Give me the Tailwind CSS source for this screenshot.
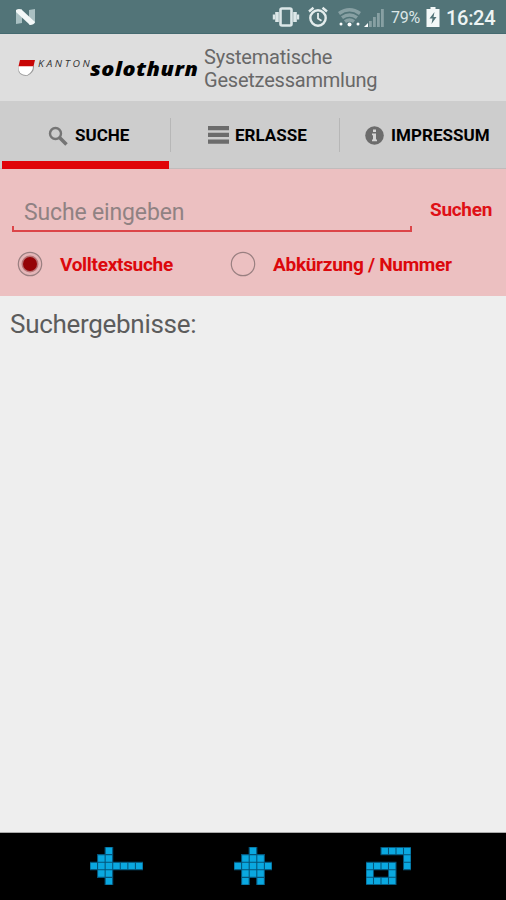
<!DOCTYPE html>
<html lang="de">
<head>
<meta charset="utf-8">
<title>Systematische Gesetzessammlung</title>
<script src="https://cdn.jsdelivr.net/npm/@tailwindcss/browser@4"></script>
</head>
<body class="w-[506px] h-[900px] overflow-hidden bg-[#eeeeee] font-[Roboto,sans-serif] flex flex-col">
<header class="h-[34px] shrink-0 bg-[#527478] border-b border-[#456a70] flex items-center text-[#eef4f4]">
  <svg class="ml-[15px]" width="22" height="18" viewBox="0 0 22 18"><path d="M1 3l6-2v14l-6 1z" fill="#a9c0c2"/><path d="M14 2l6-1v14l-6 2z" fill="#a9c0c2"/><path d="M1 2q3-2 6 0l13 12q-1 3-5 3L1 4z" fill="#f3f8f8"/></svg>
  <div class="ml-auto flex items-center">
    <svg width="28" height="22" viewBox="0 0 28 22" fill="none" stroke="#dce7e8"><rect x="8.500" y="2.500" width="11" height="17" rx="1.500" stroke-width="2.600"/><path d="M5 6v10M23 6v10" stroke-width="3.600"/><path d="M1.900 8.500v5M26.100 8.500v5" stroke-width="2.200"/></svg>
    <svg class="ml-[7px]" width="22" height="22" viewBox="0 0 22 22" fill="none" stroke="#e4eded"><circle cx="11" cy="12" r="7.700" stroke-width="2.400"/><path d="M2 5.500l4.500-3.700M20 5.500l-4.500-3.700" stroke-width="2.400"/><path d="M11 7v5.500l3.500 2.300" stroke-width="1.800"/></svg>
    <svg class="ml-[9px] mt-[2px]" width="23" height="20" viewBox="0 0 23 20" fill="none"><path d="M1 5.500q10.500-7.500 21 0" stroke="#87a0a3" stroke-width="3.400"/><path d="M4 9.700q7.500-5.500 15 0M7 13.700q4.500-3.500 9 0" stroke="#87a0a3" stroke-width="3.400"/><g fill="#fff"><circle cx="3" cy="16" r="1.500"/><circle cx="11.500" cy="16.500" r="2"/><circle cx="20" cy="16" r="1.500"/></g></svg>
    <svg class="ml-[3px] mt-[2px]" width="21" height="20" viewBox="0 0 21 20" fill="#87a0a3"><path d="M5 13h2.800v6H5zM9 9h2.800v10H9zM13 5h2.800v14H13zM17 1h2.800v18H17z"/><path d="M0 19l4-4v4z" fill="#fff"/></svg>
    <span class="ml-[6px] w-[31px] text-[16px] leading-5 tracking-[-0.2px] mt-[2px] text-[#dbe6e7] whitespace-nowrap">79%</span>
    <svg class="ml-[4px]" width="14" height="22" viewBox="0 0 14 22"><path d="M4.500 1h5v2H13.500v18H.5V3h4z" fill="#f3f8f8"/><path d="M8.500 6L3.500 12.500h3L5.500 18l5-7h-3z" fill="#527478"/></svg>
    <span class="ml-[6px] w-[60px] text-[20px] leading-5 font-medium tracking-[-0.3px] mt-[3px]">16:24</span>
  </div>
</header>
<section class="h-[67px] shrink-0 bg-[#dedede] flex items-start pl-[17px]">
  <svg class="mt-[25px]" width="18" height="18" viewBox="0 0 18 18"><path d="M1.500 7H17q.5 7-7 10Q-.5 17 1.500 7z" fill="#999"/><path d="M1.500 7H16q0 6-6 9.200Q.5 16 1.500 7z" fill="#fff"/><path d="M3 1h15l-1.500 6.200H1.500z" fill="#c80505"/></svg>
  <span class="mt-[24px] ml-[3px] w-[52px] text-[9.500px] leading-3 italic tracking-[2.400px] origin-left scale-x-[1.09] text-[#333] font-['Open_Sans'] whitespace-nowrap">KANTON</span>
  <span class="mt-[23px] w-[114px] text-[19.500px] leading-6 italic font-extrabold tracking-[0.500px] origin-left scale-x-[1.105] text-black font-['Open_Sans'] whitespace-nowrap">solothurn</span>
  <h1 class="mt-[12px] text-[20px] leading-[23px] text-[#686868] tracking-[-0.22px]">Systematische<br>Gesetzessammlung</h1>
</section>
<nav class="h-[68px] shrink-0 bg-[#cdcdcd] border-b border-[#c0bcbc] flex text-[17px] font-bold text-black">
  <div class="w-[170px] relative flex items-center pl-[48px] whitespace-nowrap">
    <svg class="mt-[2px]" width="20" height="20" viewBox="0 0 20 20" fill="none" stroke="#757575"><circle cx="7.500" cy="7.500" r="5.500" stroke-width="2.400"/><path d="M11.500 11.500l7 7" stroke-width="3.500"/></svg>
    <span class="ml-[7px] mt-[3px]">SUCHE</span>
    <div class="absolute left-[2px] bottom-[-1px] w-[167px] h-[8px] bg-[#e00408]"></div>
  </div>
  <div class="w-[169px] flex items-center pl-[38px] whitespace-nowrap relative">
    <i class="absolute left-0 top-[17px] h-[34px] w-px bg-[#b7b7b7]"></i>
    <svg class="mt-[1px]" width="21" height="18" viewBox="0 0 21 18" fill="#6c6c6c"><path d="M0 0h21v4.300H0zM0 6.800h21v4.300H0zM0 13.500h21v4.300H0z"/></svg>
    <span class="ml-[6px] mt-[3px]">ERLASSE</span>
  </div>
  <div class="w-[167px] flex items-center pl-[26px] whitespace-nowrap relative">
    <i class="absolute left-0 top-[17px] h-[34px] w-px bg-[#b7b7b7]"></i>
    <svg class="mt-[2px]" width="19" height="19" viewBox="0 0 19 19"><circle cx="9.500" cy="9.500" r="9.300" fill="#6c6c6c"/><path d="M8 3.500h3v2.500H8zM7 7.500h4v6h1v1.800H7v-1.800h1V9.200H7z" fill="#d5d5d5"/></svg>
    <span class="ml-[7px] mt-[3px] tracking-[0.05px]">IMPRESSUM</span>
  </div>
</nav>
<section class="h-[127px] shrink-0 bg-[#ecc0c1] flex flex-col">
  <div class="flex h-[63px] pl-[12px]">
    <div class="w-[400px] h-[63px] flex flex-col justify-end">
      <span class="pl-[12px] text-[23px] leading-[27px] tracking-[-0.15px] text-[#908283] whitespace-nowrap">Suche eingeben</span>
      <div class="h-[6px] border-2 border-t-0 border-[#dc4549]"></div>
    </div>
    <span class="ml-[18px] mt-[30px] text-[19px] leading-[22px] font-bold tracking-[-0.3px] text-[#df1016]">Suchen</span>
  </div>
  <div class="flex items-center h-[64px] pl-[17px] text-[19px] font-bold text-[#dc080c] whitespace-nowrap">
    <svg width="26" height="26" viewBox="0 0 26 26"><circle cx="13" cy="13" r="11.700" fill="#e4b6b8" stroke="#997f80" stroke-width="1.200"/><circle cx="13" cy="13" r="8.500" fill="#b87476"/><circle cx="13" cy="13" r="7" fill="#950307"/></svg>
    <span class="ml-[17px] mt-[2px] w-[170px] tracking-[-0.3px]">Volltextsuche</span>
    <svg width="26" height="26" viewBox="0 0 26 26"><circle cx="13" cy="13" r="11.700" fill="none" stroke="#997f80" stroke-width="1.200"/></svg>
    <span class="ml-[17px] mt-[2px] tracking-[-0.28px]">Abkürzung / Nummer</span>
  </div>
</section>
<main class="flex-1 bg-[#eeeeee] pl-[10px] pt-[12px] border-b border-[#aaa]">
  <h2 class="text-[26px] leading-[32px] tracking-[-0.3px] text-[#5c5c5c] whitespace-nowrap">Suchergebnisse:</h2>
</main>
<footer class="h-[67px] shrink-0 bg-black flex items-start pt-[14px] pl-[90px]">
  <svg width="53" height="38" viewBox="0 0 7 5" fill="#0aa8e0" stroke="#04547a" stroke-width=".14"><path d="M2 0h1v1h-1zM1 1h1v1h-1zM2 1h1v1h-1zM0 2h1v1h-1zM1 2h1v1h-1zM2 2h1v1h-1zM3 2h1v1h-1zM4 2h1v1h-1zM5 2h1v1h-1zM6 2h1v1h-1zM1 3h1v1h-1zM2 3h1v1h-1zM2 4h1v1h-1z"/></svg>
  <svg class="ml-[91px]" width="38" height="38" viewBox="0 0 5 5" fill="#0aa8e0" stroke="#04547a" stroke-width=".14"><path d="M2 0h1v1h-1zM1 1h1v1h-1zM2 1h1v1h-1zM3 1h1v1h-1zM0 2h1v1h-1zM1 2h1v1h-1zM2 2h1v1h-1zM3 2h1v1h-1zM4 2h1v1h-1zM1 3h1v1h-1zM2 3h1v1h-1zM3 3h1v1h-1zM1 4h1v1h-1zM3 4h1v1h-1z"/></svg>
  <svg class="ml-[94px]" width="45" height="38" viewBox="0 0 6 5" fill="#0aa8e0" stroke="#04547a" stroke-width=".14"><path d="M2 0h1v1h-1zM3 0h1v1h-1zM4 0h1v1h-1zM5 0h1v1h-1zM5 1h1v1h-1zM5 2h1v1h-1zM0 2h1v1h-1zM1 2h1v1h-1zM2 2h1v1h-1zM3 2h1v1h-1zM0 3h1v1h-1zM3 3h1v1h-1zM0 4h1v1h-1zM1 4h1v1h-1zM2 4h1v1h-1zM3 4h1v1h-1z"/></svg>
</footer>
</body>
</html>
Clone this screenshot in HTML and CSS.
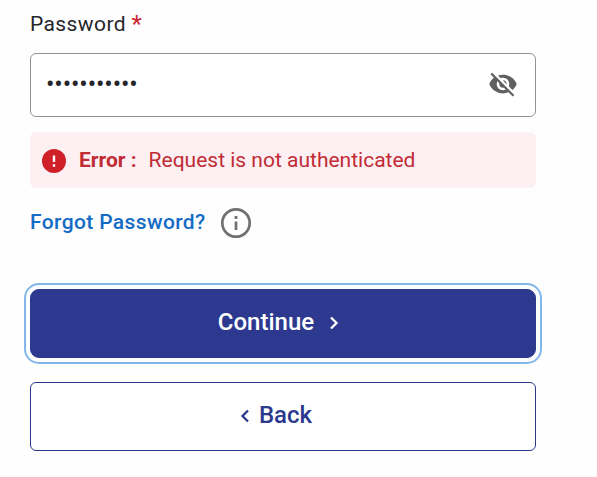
FILE: index.html
```html
<!DOCTYPE html>
<html lang="en">
<head>
<meta charset="utf-8">
<title>Sign in</title>
<link rel="stylesheet" href="styles.css">
</head>
<body>
<form class="login">
  <div class="label">Password <span class="required">*</span></div>
  <div class="field">
    <span class="dots">•••••••••••</span>
    <svg class="eye" viewBox="0 0 24 24"><path d="M12 7c2.760 0 5 2.240 5 5 0 .65-.13 1.260-.36 1.830l2.920 2.920c1.510-1.260 2.700-2.890 3.430-4.750-1.730-4.390-6-7.500-11-7.500-1.400 0-2.740.25-3.980.7l2.160 2.160C10.740 7.130 11.350 7 12 7zM2 4.270l2.280 2.280.46.46C3.080 8.300 1.780 10.020 1 12c1.730 4.390 6 7.500 11 7.500 1.550 0 3.030-.3 4.380-.84l.42.42L19.730 22 21 20.730 3.270 3 2 4.270zM7.530 9.800l1.550 1.550c-.05.21-.08.43-.08.65 0 1.660 1.340 3 3 3 .22 0 .44-.03.65-.08l1.550 1.550c-.67.33-1.410.53-2.200.53-2.760 0-5-2.240-5-5 0-.79.2-1.530.53-2.200zm4.310-.78l3.150 3.150.02-.16c0-1.660-1.340-3-3-3l-.17.01z"/></svg>
  </div>
  <div class="alert">
    <svg class="alert-icon" viewBox="0 0 24 24"><circle cx="12" cy="12" r="12"/><path d="M12 6.500v6.500M12 15.300v2.400"/></svg>
    <strong class="alert-title">Error :</strong>
    <span class="alert-text">Request is not authenticated</span>
  </div>
  <div class="forgot">
    <a class="link">Forgot Password?</a>
    <svg class="info" viewBox="0 0 32 32"><circle cx="16" cy="16" r="13.700"/><path d="M16 14.500v8.500M16 9v3"/></svg>
  </div>
  <button type="button" class="button primary"><span>Continue</span><svg class="chevron" viewBox="0 0 10 14"><path d="M2 1.500L7.500 7L2 12.500"/></svg></button>
  <button type="button" class="button secondary"><svg class="chevron" viewBox="0 0 10 14"><path d="M8 1.500L2.500 7L8 12.500"/></svg><span>Back</span></button>
</form>
</body>
</html>
```
FILE: styles.css
```css
* { box-sizing: border-box; }
body {
  margin: 0;
  background: #fefefe;
  color: #24262b;
  font-family: Roboto, "Liberation Sans", sans-serif;
}
.login {
  width: 506px;
  margin-left: 30px;
  padding-top: 9px;
  display: flex;
  flex-direction: column;
}
.label {
  height: 44px;
  font-size: 21px;
  line-height: 30px;
  letter-spacing: 0.4px;
}
.required { color: #cb2431; font-size: 24px; line-height: 20px; vertical-align: -1px; }
.field {
  height: 64px;
  padding: 0 17px 0 15px;
  display: flex;
  align-items: center;
  justify-content: space-between;
  border: 1px solid #929297;
  border-radius: 6px;
  background: #fff;
}
.dots { font-size: 25px; line-height: 24px; letter-spacing: -0.1px; margin-bottom: 1px; }
.eye { width: 30px; height: 30px; margin-bottom: 2px; fill: #606063; }
.alert {
  height: 56px;
  margin-top: 15px;
  padding-left: 12px;
  display: flex;
  align-items: center;
  border-radius: 6px;
  background: #fdf0f3;
  color: #c12b34;
  font-size: 21px;
  line-height: 28px;
}
.alert-icon { width: 24px; height: 24px; margin: 2px 13px 0 0; fill: #d02027; stroke: #fff; stroke-width: 2.4; }
.alert-icon circle { stroke: none; }
.alert-title { font-weight: 700; margin-right: 12px; }
.forgot {
  height: 34px;
  margin-top: 17px;
  display: flex;
  align-items: center;
  gap: 14px;
}
.link { color: #136bc5; font-size: 21px; line-height: 28px; font-weight: 500; letter-spacing: 0.38px; }
.info { width: 32px; height: 32px; margin-top: 2px; fill: none; stroke: #707070; stroke-width: 2.7; }
.button {
  height: 69px;
  display: flex;
  align-items: center;
  justify-content: center;
  border: 1px solid #2b398d;
  font-family: inherit;
  font-size: 24px;
  font-weight: 500;
  line-height: 32px;
}
.primary {
  margin-top: 50px;
  padding: 0 9px 4px 0;
  gap: 15px;
  border-radius: 9px;
  background: #2c398e;
  color: #fff;
  outline: 2px solid #83b7ea;
  outline-offset: 4px;
}
.secondary {
  margin-top: 24px;
  padding: 0 14px 4px 0;
  gap: 9px;
  border-radius: 6px;
  background: #fff;
  color: #2c398e;
}
.chevron { width: 10px; height: 14px; fill: none; stroke: currentColor; stroke-width: 2.3; margin-top: 2px; }
```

=== WRITTEN REQUEST ===
Count all lines of the data that include "this". The answer is the number alone.

=== RESULT ===
2